* START Given data *

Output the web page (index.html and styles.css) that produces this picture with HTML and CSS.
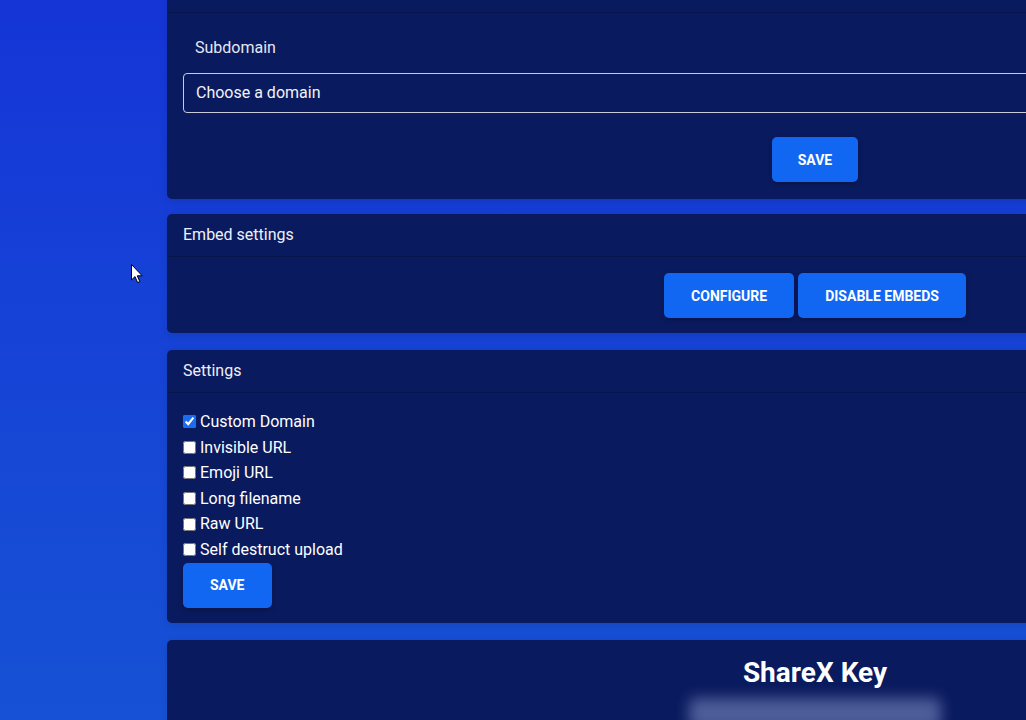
FILE: index.html
```html
<!DOCTYPE html>
<html lang="en">
<head>
<meta charset="utf-8">
<title>Settings</title>
<link rel="stylesheet" href="styles.css">
</head>
<body>
<div class="page">
  <main class="content">
    <section class="card card-first">
      <div class="card-header card-header-scrolled"></div>
      <div class="card-body card-body-domain">
        <label class="field-label">Subdomain</label>
        <div class="select">Choose a domain</div>
        <div class="actions">
          <button class="btn">Save</button>
        </div>
      </div>
    </section>

    <section class="card">
      <div class="card-header">Embed settings</div>
      <div class="card-body card-body-embed">
        <div class="actions actions-tight">
          <button class="btn">Configure</button>
          <button class="btn">Disable embeds</button>
        </div>
      </div>
    </section>

    <section class="card">
      <div class="card-header">Settings</div>
      <div class="card-body card-body-settings">
        <ul class="checks">
          <li><label><input type="checkbox" checked> Custom Domain</label></li>
          <li><label><input type="checkbox"> Invisible URL</label></li>
          <li><label><input type="checkbox"> Emoji URL</label></li>
          <li><label><input type="checkbox"> Long filename</label></li>
          <li><label><input type="checkbox"> Raw URL</label></li>
          <li><label><input type="checkbox"> Self destruct upload</label></li>
        </ul>
        <button class="btn">Save</button>
      </div>
    </section>

    <section class="card">
      <div class="card-body card-body-center">
        <h3 class="key-title">ShareX Key</h3>
        <div class="blurred-key"></div>
      </div>
    </section>
  </main>

  <svg class="cursor" width="13" height="20" viewBox="0 0 13 20" aria-hidden="true">
    <path d="M0.5 0.5 L0.5 16 L4 12.6 L6.6 18.6 L8.8 17.6 L6.3 11.8 L11.2 11.8 Z" fill="#fff" stroke="#000" stroke-width="1" stroke-linejoin="miter"/>
  </svg>
</div>
</body>
</html>
```

FILE: styles.css
```css
html, body {
  margin: 0;
  padding: 0;
  height: 100%;
  overflow: hidden;
}

body {
  font-family: Roboto, "Liberation Sans", Arial, sans-serif;
  color: #fff;
  background: linear-gradient(to bottom, #1535d6 0%, #1644d6 50%, #1652d5 100%);
}

.page {
  position: relative;
  width: 1026px;
  height: 720px;
  overflow: hidden;
}

.content {
  display: flex;
  flex-direction: column;
  gap: 17px;
  padding-left: 167px;
  margin-top: -30px;
}

.card {
  width: 1296px;
  background: #0a1a5e;
  border-radius: 5px;
  box-shadow: 0 2px 8px rgba(0, 0, 0, 0.12);
}

.card-first {
  margin-bottom: -2px;
}

.card-header {
  padding: 10px 16px;
  line-height: 22px;
  font-size: 16px;
  color: #eef0f8;
  border-bottom: 1px solid rgba(0, 0, 0, 0.18);
}

.card-header-scrolled {
  height: 43px;
  box-sizing: border-box;
}

.card-body {
  padding: 15px 16px;
}

.card-body-domain {
  padding-bottom: 17px;
}

.card-body-embed {
  padding-top: 16px;
  padding-bottom: 15px;
}

.card-body-settings {
  padding-top: 16px;
  padding-bottom: 15px;
}

.field-label {
  display: block;
  padding: 8px 12px 4px;
  font-size: 16px;
  line-height: 24px;
  color: #e6e8f2;
}

.select {
  margin-top: 9px;
  height: 40px;
  box-sizing: border-box;
  border: 1px solid #c9cbd6;
  border-radius: 4px;
  padding: 0 12px 2px;
  display: flex;
  align-items: center;
  font-size: 16px;
  color: #f2f3f8;
}

.actions {
  display: flex;
  justify-content: center;
  margin-top: 24px;
}

.actions-tight {
  margin-top: 0;
  gap: 4px;
}

.btn {
  font-family: Roboto, "Liberation Sans", Arial, sans-serif;
  height: 45px;
  padding: 0 27px;
  border: 0;
  border-radius: 5px;
  background: #1267f2;
  color: #fff;
  font-size: 14px;
  font-weight: 700;
  text-transform: uppercase;
  box-shadow: 0 2px 5px rgba(0, 0, 0, 0.25);
  cursor: pointer;
}

.actions .btn:first-child:last-child {
  padding: 0 26px;
}

.checks {
  list-style: none;
  margin: 0;
  padding: 0;
  font-size: 16px;
  line-height: 25.6px;
}

.checks label {
  display: flex;
  align-items: center;
}

.checks input {
  width: 13px;
  height: 13px;
  margin: 0 4px 0 0;
  accent-color: #1a6cf0;
}

.card-body-center {
  display: flex;
  flex-direction: column;
  align-items: center;
  padding-top: 16px;
}

.key-title {
  margin: 0;
  font-size: 28px;
  font-weight: 700;
  line-height: 34px;
}

.blurred-key {
  margin-top: 8px;
  width: 252px;
  height: 32px;
  border-radius: 6px;
  background: rgba(170, 185, 235, 0.42);
  filter: blur(7px);
}

.cursor {
  position: absolute;
  left: 131px;
  top: 264px;
}
```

* END Given data *

- Given request
Transcribe the whole listing exactly. Pictures stay out of your copy.

- Answer for this exercise
Output the web page (index.html and styles.css) that produces this picture with HTML and CSS.
FILE: index.html
```html
<!DOCTYPE html>
<html lang="en">
<head>
<meta charset="utf-8">
<title>Settings</title>
<link rel="stylesheet" href="styles.css">
</head>
<body>
<div class="page">
  <main class="content">
    <section class="card card-first">
      <div class="card-header card-header-scrolled"></div>
      <div class="card-body card-body-domain">
        <label class="field-label">Subdomain</label>
        <div class="select">Choose a domain</div>
        <div class="actions">
          <button class="btn">Save</button>
        </div>
      </div>
    </section>

    <section class="card">
      <div class="card-header">Embed settings</div>
      <div class="card-body card-body-embed">
        <div class="actions actions-tight">
          <button class="btn">Configure</button>
          <button class="btn">Disable embeds</button>
        </div>
      </div>
    </section>

    <section class="card">
      <div class="card-header">Settings</div>
      <div class="card-body card-body-settings">
        <ul class="checks">
          <li><label><input type="checkbox" checked> Custom Domain</label></li>
          <li><label><input type="checkbox"> Invisible URL</label></li>
          <li><label><input type="checkbox"> Emoji URL</label></li>
          <li><label><input type="checkbox"> Long filename</label></li>
          <li><label><input type="checkbox"> Raw URL</label></li>
          <li><label><input type="checkbox"> Self destruct upload</label></li>
        </ul>
        <button class="btn">Save</button>
      </div>
    </section>

    <section class="card">
      <div class="card-body card-body-center">
        <h3 class="key-title">ShareX Key</h3>
        <div class="blurred-key"></div>
      </div>
    </section>
  </main>

  <svg class="cursor" width="13" height="20" viewBox="0 0 13 20" aria-hidden="true">
    <path d="M0.5 0.5 L0.5 16 L4 12.6 L6.6 18.6 L8.8 17.6 L6.3 11.8 L11.2 11.8 Z" fill="#fff" stroke="#000" stroke-width="1" stroke-linejoin="miter"/>
  </svg>
</div>
</body>
</html>
```

FILE: styles.css
```css
html, body {
  margin: 0;
  padding: 0;
  height: 100%;
  overflow: hidden;
}

body {
  font-family: Roboto, "Liberation Sans", Arial, sans-serif;
  color: #fff;
  background: linear-gradient(to bottom, #1535d6 0%, #1644d6 50%, #1652d5 100%);
}

.page {
  position: relative;
  width: 1026px;
  height: 720px;
  overflow: hidden;
}

.content {
  display: flex;
  flex-direction: column;
  gap: 17px;
  padding-left: 167px;
  margin-top: -30px;
}

.card {
  width: 1296px;
  background: #0a1a5e;
  border-radius: 5px;
  box-shadow: 0 2px 8px rgba(0, 0, 0, 0.12);
}

.card-first {
  margin-bottom: -2px;
}

.card-header {
  padding: 10px 16px;
  line-height: 22px;
  font-size: 16px;
  color: #eef0f8;
  border-bottom: 1px solid rgba(0, 0, 0, 0.18);
}

.card-header-scrolled {
  height: 43px;
  box-sizing: border-box;
}

.card-body {
  padding: 15px 16px;
}

.card-body-domain {
  padding-bottom: 17px;
}

.card-body-embed {
  padding-top: 16px;
  padding-bottom: 15px;
}

.card-body-settings {
  padding-top: 16px;
  padding-bottom: 15px;
}

.field-label {
  display: block;
  padding: 8px 12px 4px;
  font-size: 16px;
  line-height: 24px;
  color: #e6e8f2;
}

.select {
  margin-top: 9px;
  height: 40px;
  box-sizing: border-box;
  border: 1px solid #c9cbd6;
  border-radius: 4px;
  padding: 0 12px 2px;
  display: flex;
  align-items: center;
  font-size: 16px;
  color: #f2f3f8;
}

.actions {
  display: flex;
  justify-content: center;
  margin-top: 24px;
}

.actions-tight {
  margin-top: 0;
  gap: 4px;
}

.btn {
  font-family: Roboto, "Liberation Sans", Arial, sans-serif;
  height: 45px;
  padding: 0 27px;
  border: 0;
  border-radius: 5px;
  background: #1267f2;
  color: #fff;
  font-size: 14px;
  font-weight: 700;
  text-transform: uppercase;
  box-shadow: 0 2px 5px rgba(0, 0, 0, 0.25);
  cursor: pointer;
}

.actions .btn:first-child:last-child {
  padding: 0 26px;
}

.checks {
  list-style: none;
  margin: 0;
  padding: 0;
  font-size: 16px;
  line-height: 25.6px;
}

.checks label {
  display: flex;
  align-items: center;
}

.checks input {
  width: 13px;
  height: 13px;
  margin: 0 4px 0 0;
  accent-color: #1a6cf0;
}

.card-body-center {
  display: flex;
  flex-direction: column;
  align-items: center;
  padding-top: 16px;
}

.key-title {
  margin: 0;
  font-size: 28px;
  font-weight: 700;
  line-height: 34px;
}

.blurred-key {
  margin-top: 8px;
  width: 252px;
  height: 32px;
  border-radius: 6px;
  background: rgba(170, 185, 235, 0.42);
  filter: blur(7px);
}

.cursor {
  position: absolute;
  left: 131px;
  top: 264px;
}
```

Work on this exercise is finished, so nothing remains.